How to Prepare a Planning Commission Agenda Packet

  1. 1Compile all agenda items for the upcoming planning commission meeting. Each item typically consists of a staff report, exhibits, and applicant-submitted materials.
  2. 2For each agenda item, organize the components: staff report (often created in Word and exported to PDF), project drawings and plans (submitted as PDFs by the applicant), environmental documents, and previous commission actions if relevant.
  3. 3Review all submitted materials for completeness and legibility. Applicant-submitted drawings that are illegible or poorly scanned should be flagged for resubmission before inclusion in the packet.
  4. 4Merge each agenda item's components into a single item-specific PDF in the correct order: staff report → project plans → exhibits → supporting documents.
  5. 5Prepare the meeting agenda as a PDF with links (if your system supports it) to each item packet, or merge the complete agenda with all item packets into a single comprehensive agenda packet.
  6. 6Compress the final packet. Planning commission packets often run 100+ pages with maps and plans — compression makes them email-sendable and web-postable.
  7. 7Post the compressed packet to the city's website and email to commission members and interested parties at least the minimum required notice period before the meeting.
  8. 8After the meeting, add the commission's minutes and any adopted resolutions to the project record.

Managing GIS Map PDFs in Planning Workflows

GIS-derived maps are central to planning work, and managing them as PDFs requires specific considerations: **Export resolution**: When exporting maps from ArcGIS or QGIS, 200-300 DPI balances quality and file size for most planning documents. For maps that will be read at detailed scale (showing parcel-level detail), use higher resolution. For location maps or regional context maps, 150 DPI may be sufficient. **Color management**: Planning maps use specific colors to communicate zoning designations, land use categories, and other planning information. When compressing these map PDFs, ensure the compression doesn't shift colors in ways that could be misread — a compression artifact that makes R-1 residential zones appear the same color as C-1 commercial zones is a serious problem. **Combining maps with text reports**: Planning staff reports frequently need to incorporate map figures inline with the text. One approach is to export maps as high-quality images and convert them using image-to-PDF before merging with the text report. Another is to reference separate map exhibit PDFs, which keeps large map files separate from text files. **Public-facing map PDFs**: Maps published on the city website for public use should be as informative as possible while being accessible. Including map legends, north arrows, scale bars, and preparation dates in the PDF export ensures users have the context to interpret the map correctly. These elements are easily overlooked in GIS exports but are essential for public documents. **Historical map archives**: Planning decisions are made in a specific context.

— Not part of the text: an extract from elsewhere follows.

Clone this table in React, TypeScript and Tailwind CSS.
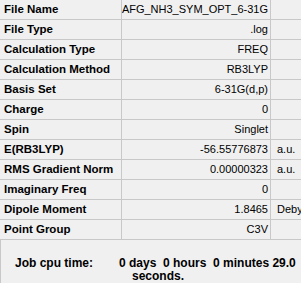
import React from 'react';

type Row = { label: string; value: string; unit?: string };

const rows: Row[] = [
  { label: 'File Name', value: 'AFG_NH3_SYM_OPT_6-31G' },
  { label: 'File Type', value: '.log' },
  { label: 'Calculation Type', value: 'FREQ' },
  { label: 'Calculation Method', value: 'RB3LYP' },
  { label: 'Basis Set', value: '6-31G(d,p)' },
  { label: 'Charge', value: '0' },
  { label: 'Spin', value: 'Singlet' },
  { label: 'E(RB3LYP)', value: '-56.55776873', unit: 'a.u.' },
  { label: 'RMS Gradient Norm', value: '0.00000323', unit: 'a.u.' },
  { label: 'Imaginary Freq', value: '0' },
  { label: 'Dipole Moment', value: '1.8465', unit: 'Debye' },
  { label: 'Point Group', value: 'C3V' },
];

export default function App() {
  return (
    <div
      className="w-[301px] h-[283px] overflow-hidden bg-[#f0f0f0] text-[11px] leading-none text-black"
      style={{ fontFamily: '"Liberation Sans", Arial, sans-serif' }}
    >
      <div className="flex flex-col">
        {rows.map((r) => (
          <div key={r.label} className="flex h-[20px] border-b border-[#c8c8c8]">
            <div className="w-[122px] shrink-0 border-r border-[#c8c8c8] pl-[4px] flex items-center font-bold text-[11.5px] whitespace-nowrap">
              {r.label}
            </div>
            <div className="w-[149px] shrink-0 border-r border-[#c8c8c8] pr-[2px] flex items-center justify-end whitespace-nowrap">
              {r.value}
            </div>
            <div className="flex-1 pl-[6px] flex items-center whitespace-nowrap overflow-hidden">
              {r.unit ?? ''}
            </div>
          </div>
        ))}
      </div>

      {/* job time footer */}
      <div className="h-[43px] border-l border-[#c8c8c8] pt-[17px] font-bold text-[12px] flex whitespace-nowrap">
        <div className="w-[118px] pl-[14px] shrink-0">Job cpu time:</div>
        <div className="flex flex-col gap-[1px]">
          <div>0 days&nbsp; 0 hours&nbsp; 0 minutes 29.0</div>
          <div className="pl-[13px]">seconds.</div>
        </div>
      </div>
    </div>
  );
}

Preserving historical GIS map PDFs — the zoning map as it existed at the time of a specific decision, for example — creates an invaluable record for future reference when decisions are challenged or when tracing the history of land use changes.

Building Accessible Public Engagement Materials

Modern urban planning prioritizes community engagement, and PDF tools play a role in creating materials that reach and inform residents effectively: **Multilingual planning notices**: Planning departments in diverse cities often publish notices in multiple languages. Merging English and translated versions of public notices into a single document — with the English version first, followed by Spanish, Vietnamese, Mandarin, or other languages — creates a single distributable document that serves multiple communities. **Meeting handouts**: Community meeting handouts that include project maps, summary statistics, and discussion questions need to be concise and legible when printed on standard letter paper. PDF compression ensures these materials print clearly without wasting paper on excessive files. **Online comment compilation**: Public comment periods for planning documents often result in hundreds of comment letters from residents, organizations, and agencies. Merging all comment letters received during a comment period into a single organized PDF creates a public record of community input that's easy to reference and cite. **Accessible PDFs**: Federal requirements under the Americans with Disabilities Act and Section 508 of the Rehabilitation Act require that digital documents published by government agencies be accessible to people with disabilities, including screen reader users. Ensuring planning PDFs have text layers (not just scanned images), logical reading order, and appropriate metadata is both a legal requirement and good public service practice.

Frequently Asked Questions

What file size should planning documents be for posting on a city website?

Aim for under 10MB for documents that will be frequently downloaded, and ideally under 5MB for routine meeting materials and public notices. For large environmental documents like Final EIRs, under 50MB is a reasonable target after compression. For very large documents over 100MB, consider splitting into chapters for separate download, with a complete combined file also available for those who need it.

How do I compress a planning document that includes detailed zoning maps without losing map legibility?

Compress the text and narrative sections aggressively, but apply moderate compression to pages containing detailed maps. If your PDF tool doesn't allow page-by-page compression control, compress to a level where map legibility is preserved, even if text sections could theoretically be compressed further. Always zoom in on map details after compression to verify that parcel boundaries, street labels, and zoning designations remain clear.

Can I convert GIS map images to PDF for inclusion in planning reports?

Yes. Export your GIS map as a high-quality PNG or TIFF from ArcGIS or QGIS, then use LazyPDF's image-to-PDF tool to convert it to PDF. For multi-map reports, convert each map to PDF then merge with the report text PDF. This approach gives you control over the map's page placement and ensures the map is embedded at full quality in the final document.

How should planning departments archive historical planning documents?

Create a systematic digital archive organized by year and document type. All adopted plans, certified EIRs, adopted ordinances, and approval resolutions should be archived as OCR-processed PDFs (searchable text, not just images). Store in a cloud platform with local government security standards, maintain backup copies, and ensure the archive is organized so staff can efficiently locate documents from 10 or 20 years ago when predecessor decisions become relevant.

What's the best way to compile public comment letters received by email into a public record?

As comment letters arrive, save each as a PDF (if not already in PDF format, print to PDF from email). Store all comment letters in a dedicated folder with the commenter's name and receipt date in the filename. At the close of the comment period, merge all comment letters into a single Comment Letters Received document, organized chronologically or alphabetically by commenter. This creates a clean public record that becomes part of the project file.